(Interface markup and scripts)
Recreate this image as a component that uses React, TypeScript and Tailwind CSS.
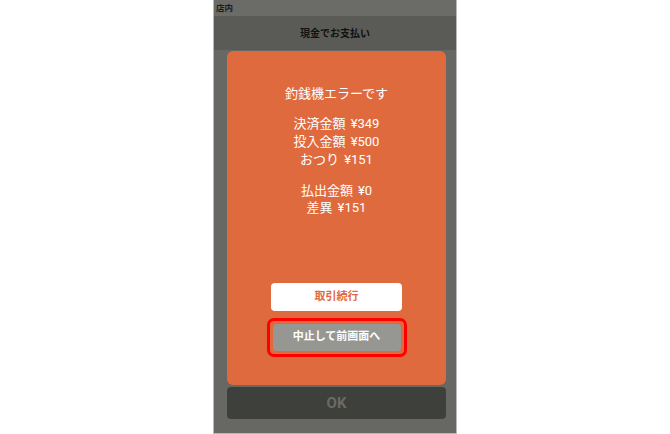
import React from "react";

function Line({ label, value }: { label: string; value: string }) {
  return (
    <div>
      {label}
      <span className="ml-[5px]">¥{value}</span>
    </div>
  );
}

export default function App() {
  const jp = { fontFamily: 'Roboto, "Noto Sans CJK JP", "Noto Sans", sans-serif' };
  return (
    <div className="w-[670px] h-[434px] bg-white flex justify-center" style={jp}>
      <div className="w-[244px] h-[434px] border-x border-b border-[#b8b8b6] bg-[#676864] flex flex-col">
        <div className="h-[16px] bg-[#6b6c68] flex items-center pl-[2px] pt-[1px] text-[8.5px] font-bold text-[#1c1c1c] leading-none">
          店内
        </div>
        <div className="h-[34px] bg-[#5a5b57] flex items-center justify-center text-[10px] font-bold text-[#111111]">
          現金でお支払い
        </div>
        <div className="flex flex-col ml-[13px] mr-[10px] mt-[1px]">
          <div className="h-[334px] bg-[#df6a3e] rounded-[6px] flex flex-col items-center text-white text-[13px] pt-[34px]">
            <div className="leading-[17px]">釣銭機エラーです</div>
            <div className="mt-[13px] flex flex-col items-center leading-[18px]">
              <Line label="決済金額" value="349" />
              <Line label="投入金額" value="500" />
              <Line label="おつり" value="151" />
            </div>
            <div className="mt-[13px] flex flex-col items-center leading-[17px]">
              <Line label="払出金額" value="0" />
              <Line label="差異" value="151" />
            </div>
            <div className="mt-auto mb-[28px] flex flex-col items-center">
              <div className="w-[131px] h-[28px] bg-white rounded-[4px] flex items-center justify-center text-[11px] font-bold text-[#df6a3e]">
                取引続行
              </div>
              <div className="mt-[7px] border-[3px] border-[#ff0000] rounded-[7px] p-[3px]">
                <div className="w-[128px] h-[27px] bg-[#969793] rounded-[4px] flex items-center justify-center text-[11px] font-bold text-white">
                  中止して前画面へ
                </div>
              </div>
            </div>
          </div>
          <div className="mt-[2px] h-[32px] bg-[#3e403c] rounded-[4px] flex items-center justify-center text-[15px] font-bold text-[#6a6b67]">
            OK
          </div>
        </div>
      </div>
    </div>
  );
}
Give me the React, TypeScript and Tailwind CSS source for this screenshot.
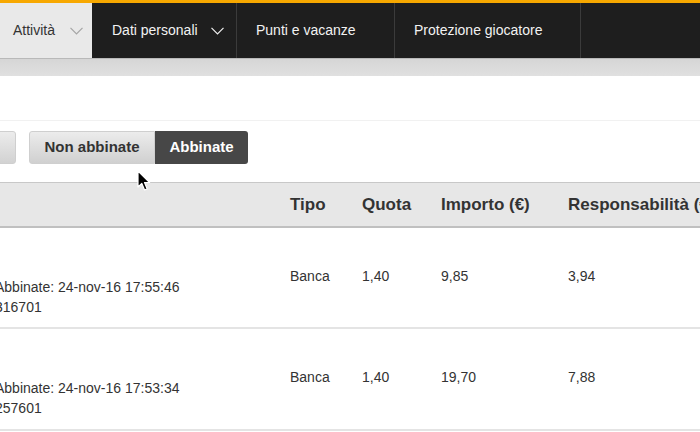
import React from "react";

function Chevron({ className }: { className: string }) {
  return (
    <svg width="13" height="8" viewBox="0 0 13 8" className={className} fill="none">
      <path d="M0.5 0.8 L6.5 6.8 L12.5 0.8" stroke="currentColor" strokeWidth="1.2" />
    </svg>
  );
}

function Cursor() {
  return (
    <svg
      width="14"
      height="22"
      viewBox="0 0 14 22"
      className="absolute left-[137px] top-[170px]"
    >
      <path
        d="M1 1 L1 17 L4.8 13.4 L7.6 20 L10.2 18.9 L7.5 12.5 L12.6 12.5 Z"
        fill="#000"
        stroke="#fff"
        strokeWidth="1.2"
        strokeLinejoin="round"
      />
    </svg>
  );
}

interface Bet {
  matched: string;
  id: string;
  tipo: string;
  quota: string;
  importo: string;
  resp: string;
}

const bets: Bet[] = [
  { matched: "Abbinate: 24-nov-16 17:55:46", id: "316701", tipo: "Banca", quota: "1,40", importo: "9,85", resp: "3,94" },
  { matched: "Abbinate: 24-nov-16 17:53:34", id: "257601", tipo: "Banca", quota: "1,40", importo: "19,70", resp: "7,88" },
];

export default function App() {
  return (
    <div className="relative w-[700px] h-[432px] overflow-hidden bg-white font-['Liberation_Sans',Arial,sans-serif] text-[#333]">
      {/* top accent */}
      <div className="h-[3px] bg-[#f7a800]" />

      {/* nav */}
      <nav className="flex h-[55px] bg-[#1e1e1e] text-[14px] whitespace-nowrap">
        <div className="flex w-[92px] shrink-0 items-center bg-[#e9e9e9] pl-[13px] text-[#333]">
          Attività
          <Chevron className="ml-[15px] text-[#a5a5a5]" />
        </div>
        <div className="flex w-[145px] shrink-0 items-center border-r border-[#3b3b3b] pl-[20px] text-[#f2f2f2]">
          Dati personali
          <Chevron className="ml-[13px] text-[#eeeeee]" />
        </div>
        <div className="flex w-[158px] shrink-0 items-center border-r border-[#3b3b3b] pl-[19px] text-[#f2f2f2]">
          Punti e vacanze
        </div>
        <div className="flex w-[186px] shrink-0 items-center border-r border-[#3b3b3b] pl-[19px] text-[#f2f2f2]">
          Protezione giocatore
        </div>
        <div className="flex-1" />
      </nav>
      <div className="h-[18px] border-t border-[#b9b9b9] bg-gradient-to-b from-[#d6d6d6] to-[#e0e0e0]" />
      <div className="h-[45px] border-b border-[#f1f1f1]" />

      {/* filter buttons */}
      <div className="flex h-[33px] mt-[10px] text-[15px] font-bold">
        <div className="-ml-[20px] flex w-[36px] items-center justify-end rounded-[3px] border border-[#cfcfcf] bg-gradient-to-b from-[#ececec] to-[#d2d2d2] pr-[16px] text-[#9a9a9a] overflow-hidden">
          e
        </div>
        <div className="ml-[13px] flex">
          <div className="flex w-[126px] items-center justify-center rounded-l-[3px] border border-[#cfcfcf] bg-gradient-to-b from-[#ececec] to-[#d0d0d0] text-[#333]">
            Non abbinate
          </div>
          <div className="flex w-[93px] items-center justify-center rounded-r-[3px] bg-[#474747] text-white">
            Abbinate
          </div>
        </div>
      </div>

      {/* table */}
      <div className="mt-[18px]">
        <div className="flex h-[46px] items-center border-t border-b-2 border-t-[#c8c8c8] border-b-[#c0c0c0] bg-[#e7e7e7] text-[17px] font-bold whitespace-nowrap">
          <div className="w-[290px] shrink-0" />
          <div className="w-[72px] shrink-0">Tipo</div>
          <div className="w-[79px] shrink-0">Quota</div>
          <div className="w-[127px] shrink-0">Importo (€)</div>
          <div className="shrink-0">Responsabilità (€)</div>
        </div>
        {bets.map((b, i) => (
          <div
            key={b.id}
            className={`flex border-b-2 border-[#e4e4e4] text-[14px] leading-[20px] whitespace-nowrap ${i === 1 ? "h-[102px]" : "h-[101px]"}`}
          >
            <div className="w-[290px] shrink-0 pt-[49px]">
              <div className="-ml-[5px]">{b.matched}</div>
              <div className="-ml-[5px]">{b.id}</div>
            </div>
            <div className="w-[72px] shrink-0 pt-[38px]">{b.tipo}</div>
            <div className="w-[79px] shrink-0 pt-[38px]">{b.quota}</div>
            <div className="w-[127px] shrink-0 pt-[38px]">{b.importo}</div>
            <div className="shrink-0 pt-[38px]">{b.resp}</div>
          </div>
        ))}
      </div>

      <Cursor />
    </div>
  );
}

§ WHAT THE TASK ASKS
Your copy should match the entries exactly, minus the pictures.

§ RESULT OF THE TASK
Recreate this image as a component that uses React, TypeScript and Tailwind CSS.
import React from "react";

function Line({ label, value }: { label: string; value: string }) {
  return (
    <div>
      {label}
      <span className="ml-[5px]">¥{value}</span>
    </div>
  );
}

export default function App() {
  const jp = { fontFamily: 'Roboto, "Noto Sans CJK JP", "Noto Sans", sans-serif' };
  return (
    <div className="w-[670px] h-[434px] bg-white flex justify-center" style={jp}>
      <div className="w-[244px] h-[434px] border-x border-b border-[#b8b8b6] bg-[#676864] flex flex-col">
        <div className="h-[16px] bg-[#6b6c68] flex items-center pl-[2px] pt-[1px] text-[8.5px] font-bold text-[#1c1c1c] leading-none">
          店内
        </div>
        <div className="h-[34px] bg-[#5a5b57] flex items-center justify-center text-[10px] font-bold text-[#111111]">
          現金でお支払い
        </div>
        <div className="flex flex-col ml-[13px] mr-[10px] mt-[1px]">
          <div className="h-[334px] bg-[#df6a3e] rounded-[6px] flex flex-col items-center text-white text-[13px] pt-[34px]">
            <div className="leading-[17px]">釣銭機エラーです</div>
            <div className="mt-[13px] flex flex-col items-center leading-[18px]">
              <Line label="決済金額" value="349" />
              <Line label="投入金額" value="500" />
              <Line label="おつり" value="151" />
            </div>
            <div className="mt-[13px] flex flex-col items-center leading-[17px]">
              <Line label="払出金額" value="0" />
              <Line label="差異" value="151" />
            </div>
            <div className="mt-auto mb-[28px] flex flex-col items-center">
              <div className="w-[131px] h-[28px] bg-white rounded-[4px] flex items-center justify-center text-[11px] font-bold text-[#df6a3e]">
                取引続行
              </div>
              <div className="mt-[7px] border-[3px] border-[#ff0000] rounded-[7px] p-[3px]">
                <div className="w-[128px] h-[27px] bg-[#969793] rounded-[4px] flex items-center justify-center text-[11px] font-bold text-white">
                  中止して前画面へ
                </div>
              </div>
            </div>
          </div>
          <div className="mt-[2px] h-[32px] bg-[#3e403c] rounded-[4px] flex items-center justify-center text-[15px] font-bold text-[#6a6b67]">
            OK
          </div>
        </div>
      </div>
    </div>
  );
}
Give me the React, TypeScript and Tailwind CSS source for this screenshot.
import React from "react";

function Chevron({ className }: { className: string }) {
  return (
    <svg width="13" height="8" viewBox="0 0 13 8" className={className} fill="none">
      <path d="M0.5 0.8 L6.5 6.8 L12.5 0.8" stroke="currentColor" strokeWidth="1.2" />
    </svg>
  );
}

function Cursor() {
  return (
    <svg
      width="14"
      height="22"
      viewBox="0 0 14 22"
      className="absolute left-[137px] top-[170px]"
    >
      <path
        d="M1 1 L1 17 L4.8 13.4 L7.6 20 L10.2 18.9 L7.5 12.5 L12.6 12.5 Z"
        fill="#000"
        stroke="#fff"
        strokeWidth="1.2"
        strokeLinejoin="round"
      />
    </svg>
  );
}

interface Bet {
  matched: string;
  id: string;
  tipo: string;
  quota: string;
  importo: string;
  resp: string;
}

const bets: Bet[] = [
  { matched: "Abbinate: 24-nov-16 17:55:46", id: "316701", tipo: "Banca", quota: "1,40", importo: "9,85", resp: "3,94" },
  { matched: "Abbinate: 24-nov-16 17:53:34", id: "257601", tipo: "Banca", quota: "1,40", importo: "19,70", resp: "7,88" },
];

export default function App() {
  return (
    <div className="relative w-[700px] h-[432px] overflow-hidden bg-white font-['Liberation_Sans',Arial,sans-serif] text-[#333]">
      {/* top accent */}
      <div className="h-[3px] bg-[#f7a800]" />

      {/* nav */}
      <nav className="flex h-[55px] bg-[#1e1e1e] text-[14px] whitespace-nowrap">
        <div className="flex w-[92px] shrink-0 items-center bg-[#e9e9e9] pl-[13px] text-[#333]">
          Attività
          <Chevron className="ml-[15px] text-[#a5a5a5]" />
        </div>
        <div className="flex w-[145px] shrink-0 items-center border-r border-[#3b3b3b] pl-[20px] text-[#f2f2f2]">
          Dati personali
          <Chevron className="ml-[13px] text-[#eeeeee]" />
        </div>
        <div className="flex w-[158px] shrink-0 items-center border-r border-[#3b3b3b] pl-[19px] text-[#f2f2f2]">
          Punti e vacanze
        </div>
        <div className="flex w-[186px] shrink-0 items-center border-r border-[#3b3b3b] pl-[19px] text-[#f2f2f2]">
          Protezione giocatore
        </div>
        <div className="flex-1" />
      </nav>
      <div className="h-[18px] border-t border-[#b9b9b9] bg-gradient-to-b from-[#d6d6d6] to-[#e0e0e0]" />
      <div className="h-[45px] border-b border-[#f1f1f1]" />

      {/* filter buttons */}
      <div className="flex h-[33px] mt-[10px] text-[15px] font-bold">
        <div className="-ml-[20px] flex w-[36px] items-center justify-end rounded-[3px] border border-[#cfcfcf] bg-gradient-to-b from-[#ececec] to-[#d2d2d2] pr-[16px] text-[#9a9a9a] overflow-hidden">
          e
        </div>
        <div className="ml-[13px] flex">
          <div className="flex w-[126px] items-center justify-center rounded-l-[3px] border border-[#cfcfcf] bg-gradient-to-b from-[#ececec] to-[#d0d0d0] text-[#333]">
            Non abbinate
          </div>
          <div className="flex w-[93px] items-center justify-center rounded-r-[3px] bg-[#474747] text-white">
            Abbinate
          </div>
        </div>
      </div>

      {/* table */}
      <div className="mt-[18px]">
        <div className="flex h-[46px] items-center border-t border-b-2 border-t-[#c8c8c8] border-b-[#c0c0c0] bg-[#e7e7e7] text-[17px] font-bold whitespace-nowrap">
          <div className="w-[290px] shrink-0" />
          <div className="w-[72px] shrink-0">Tipo</div>
          <div className="w-[79px] shrink-0">Quota</div>
          <div className="w-[127px] shrink-0">Importo (€)</div>
          <div className="shrink-0">Responsabilità (€)</div>
        </div>
        {bets.map((b, i) => (
          <div
            key={b.id}
            className={`flex border-b-2 border-[#e4e4e4] text-[14px] leading-[20px] whitespace-nowrap ${i === 1 ? "h-[102px]" : "h-[101px]"}`}
          >
            <div className="w-[290px] shrink-0 pt-[49px]">
              <div className="-ml-[5px]">{b.matched}</div>
              <div className="-ml-[5px]">{b.id}</div>
            </div>
            <div className="w-[72px] shrink-0 pt-[38px]">{b.tipo}</div>
            <div className="w-[79px] shrink-0 pt-[38px]">{b.quota}</div>
            <div className="w-[127px] shrink-0 pt-[38px]">{b.importo}</div>
            <div className="shrink-0 pt-[38px]">{b.resp}</div>
          </div>
        ))}
      </div>

      <Cursor />
    </div>
  );
}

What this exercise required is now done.